• Why in News- The Indian Council of Medical Research (ICMR) has released the country’s first ‘Ethical Guidelines for Application of Artificial Intelligence in Biomedical Research and Healthcare’, aimed at creating “an ethics framework which can assist in the development, deployment, and adoption of AI­ based solutions” in the fields specified. 
  • The document, prepared by the Department of Health Research and the ICMR Artificial Intelligence Cell, Delhi, will be updated as and when the need arises.
  • As per the guidelines, the ethical review process for artificial intelligence in health comes under the domain of the ethics committee.  The document notes that the regulation of AI technologies in healthcare is still in its nascent stage even in developed countries. 

Indian Council of Medical Research (ICMR) in the document outlines 10 key patient-centric ethical principles for Artificial Intelligence (AI) application in the health sector.

What are the 10 Guiding Principles?

  • Accountability and Liability Principle: It underlines the importance of regular internal and external audits to ensure optimum functioning of AI systems which must be made available to the public.
  • Autonomy Principle: It ensures human oversight of the functioning and performance of the AI system. Before initiating any process, it is also critical to attain consent of the patient who must also be informed of the physical, psychological and social risks involved.
  • Data Privacy Principle: It mandates AI-based technology should ensure privacy and personal data protection at all stages of development and deployment.
  • Collaboration Principle: This principle encourages interdisciplinary, international collaboration and assistance involving different stakeholders.
  • Safety and Risk Minimization Principle: This principle aimed at preventing “unintended or deliberate misuse”, and a favorable benefit-risk assessment by an ethical committee among a host of other areas.
  • Accessibility, Equity and Inclusiveness Principle: This acknowledge that the deployment of AI technology assumes widespread availability of appropriate infrastructure and thus aims to bridge the digital divide.
  • Data Optimization: Poor data quality, inappropriate and inadequate data representations may lead to biases, discrimination and errors.
  • Non-Discrimination and Fairness Principles: In order to refrain from biases and inaccuracies in the algorithms and ensure quality AI technologies should be designed for universal usage.
  • Trustworthiness: Need to have a simple, systematic and trustworthy 

way to test the validity and reliability of AI technologies.

  • India has a host of frameworks which marry technological advances with healthcare.
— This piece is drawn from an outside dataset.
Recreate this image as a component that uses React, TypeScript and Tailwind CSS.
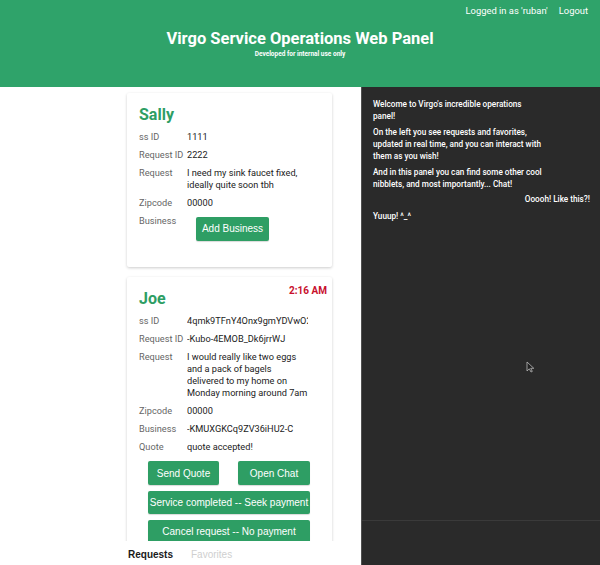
import React from 'react';

const roboto = { fontFamily: 'Roboto, "Liberation Sans", sans-serif' };

type Row = { label: string; value?: string; lines?: string[]; node?: React.ReactNode };

function InfoRow({ label, value, lines, node }: Row) {
  return (
    <div className="flex mt-[6px] first:mt-0 text-[9.2px] leading-[12px]">
      <div className="w-[48px] shrink-0 text-[#666]">{label}</div>
      {node ? (
        node
      ) : (
        <div className="w-[121px] overflow-hidden whitespace-nowrap text-[#222]">
          {lines ? lines.map((l) => <div key={l}>{l}</div>) : value}
        </div>
      )}
    </div>
  );
}

function GreenButton({ children, className }: { children: React.ReactNode; className?: string }) {
  return (
    <button
      className={`h-[23px] bg-[#2e9e64] text-white text-[10px] rounded-[2px] shadow-[0_1px_1px_rgba(0,0,0,0.15)] font-['Liberation_Sans',Arial,sans-serif] ${className ?? ''}`}
    >
      {children}
    </button>
  );
}

function Msg({ lines, right }: { lines: string[]; right?: boolean }) {
  return (
    <div className={`whitespace-nowrap ${right ? 'text-right' : ''}`}>
      {lines.map((l) => (
        <div key={l}>{l}</div>
      ))}
    </div>
  );
}

export default function App() {
  return (
    <div className="w-[600px] h-[565px] flex flex-col overflow-hidden bg-white" style={roboto}>
      <header className="h-[87px] shrink-0 bg-[#2fa36a] text-white">
        <div className="flex justify-end gap-[11px] pr-[12px] pt-[4px] text-[9.4px] leading-[14px]">
          <span>Logged in as 'ruban'</span>
          <span>Logout</span>
        </div>
        <div className="text-center mt-[11px]">
          <div className="text-[16.5px] font-bold leading-[20px]">Virgo Service Operations Web Panel</div>
          <div className="text-[6.5px] font-bold leading-[10px]">Developed for internal use only</div>
        </div>
      </header>

      <div className="flex flex-1 min-h-0">
        <div className="w-[361px] shrink-0 flex flex-col">
          <div className="flex-1 min-h-0 overflow-hidden pl-[127px] pt-[6px]">
            <div className="w-[205px] bg-white rounded-[2px] shadow-[0_1px_3px_rgba(0,0,0,0.2)] px-[12px] pt-[12px] pb-[26px]">
              <div className="text-[16px] font-bold leading-[20px] text-[#2e9e64] mb-[5px]">Sally</div>
              <InfoRow label="ss ID" value="1111" />
              <InfoRow label="Request ID" value="2222" />
              <InfoRow label="Request" lines={['I need my sink faucet fixed,', 'ideally quite soon tbh']} />
              <InfoRow label="Zipcode" value="00000" />
              <InfoRow
                label="Business"
                node={
                  <GreenButton className="ml-[9px] mt-[2px] w-[73px] h-[24px]">Add Business</GreenButton>
                }
              />
            </div>

            <div className="relative w-[205px] mt-[10px] bg-white rounded-[2px] shadow-[0_1px_3px_rgba(0,0,0,0.2)] px-[12px] pt-[12px] pb-[12px]">
              <div className="absolute top-[7px] right-[5px] text-[10px] font-bold text-[#c8102e] leading-[14px]">2:16 AM</div>
              <div className="text-[16px] font-bold leading-[20px] text-[#2e9e64] mb-[5px]">Joe</div>
              <InfoRow label="ss ID" value="4qmk9TFnY4Onx9gmYDVwO2aQ" />
              <InfoRow label="Request ID" value="-Kubo-4EMOB_Dk6jrrWJ" />
              <InfoRow
                label="Request"
                lines={[
                  'I would really like two eggs',
                  'and a pack of bagels',
                  'delivered to my home on',
                  'Monday morning around 7am',
                ]}
              />
              <InfoRow label="Zipcode" value="00000" />
              <InfoRow label="Business" value="-KMUXGKCq9ZV36iHU2-C" />
              <InfoRow label="Quote" value="quote accepted!" />
              <div className="w-[162px] ml-[9px] mt-[8px] flex flex-col gap-[6px]">
                <div className="flex justify-between">
                  <GreenButton className="w-[71px] h-[24px]">Send Quote</GreenButton>
                  <GreenButton className="w-[72px] h-[24px]">Open Chat</GreenButton>
                </div>
                <GreenButton className="w-full">Service completed -- Seek payment</GreenButton>
                <GreenButton className="w-full">Cancel request -- No payment</GreenButton>
              </div>
            </div>
          </div>
          <div className="h-[24px] shrink-0 bg-white flex items-center pt-[3px] pl-[128px] gap-[18px] text-[10px] font-['Liberation_Sans',Arial,sans-serif]">
            <span className="text-[#1a1a1a] font-bold">Requests</span>
            <span className="text-[#cfcfcf]">Favorites</span>
          </div>
        </div>

        <div className="relative flex-1 flex flex-col bg-[#2a2a2a] border-l border-[#505050] text-white font-['Roboto','Liberation_Sans',sans-serif] text-[8.2px] font-medium leading-[12px]">
          <div className="flex-1 pl-[11px] pr-[10px] pt-[11px] flex flex-col gap-[4px]">
            <Msg lines={["Welcome to Virgo's incredible operations", 'panel!']} />
            <Msg
              lines={[
                'On the left you see requests and favorites,',
                'updated in real time, and you can interact with',
                'them as you wish!',
              ]}
            />
            <Msg lines={['And in this panel you can find some other cool', 'nibblets, and most importantly... Chat!']} />
            <div className="-mt-[1px]">
              <Msg right lines={['Ooooh! Like this?!']} />
            </div>
            <div className="mt-[1px]">
              <Msg lines={['Yuuup! ^_^']} />
            </div>
          </div>
          <div className="h-[45px] shrink-0 border-t border-[#3a3a3a]" />
          <svg className="absolute left-[164px] top-[274px]" width="9" height="12" viewBox="0 0 9 12">
            <path d="M1 1 L1 10 L3.3 7.8 L5 11 L6.3 10.4 L4.7 7.3 L7.8 7.3 Z" fill="#222" stroke="#bbb" strokeWidth="0.8" />
          </svg>
        </div>
      </div>
    </div>
  );
}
These include 
    • the Digital Health Authority for leveraging Digital health Technologies under the National Health Policy (2017), 
    • the Digital Information Security in Healthcare Act (DISHA) 2018 and
    • the Medical Device Rules, 2017.
  • AI cannot be held accountable for the decisions it makes, so an ethically sound policy framework is essential to guide the AI technologies development and its application in healthcare. 

Further, as AI technologies get further developed and applied in clinical decision making, it is important to have processes that discuss accountability in case of errors for safeguarding and protection.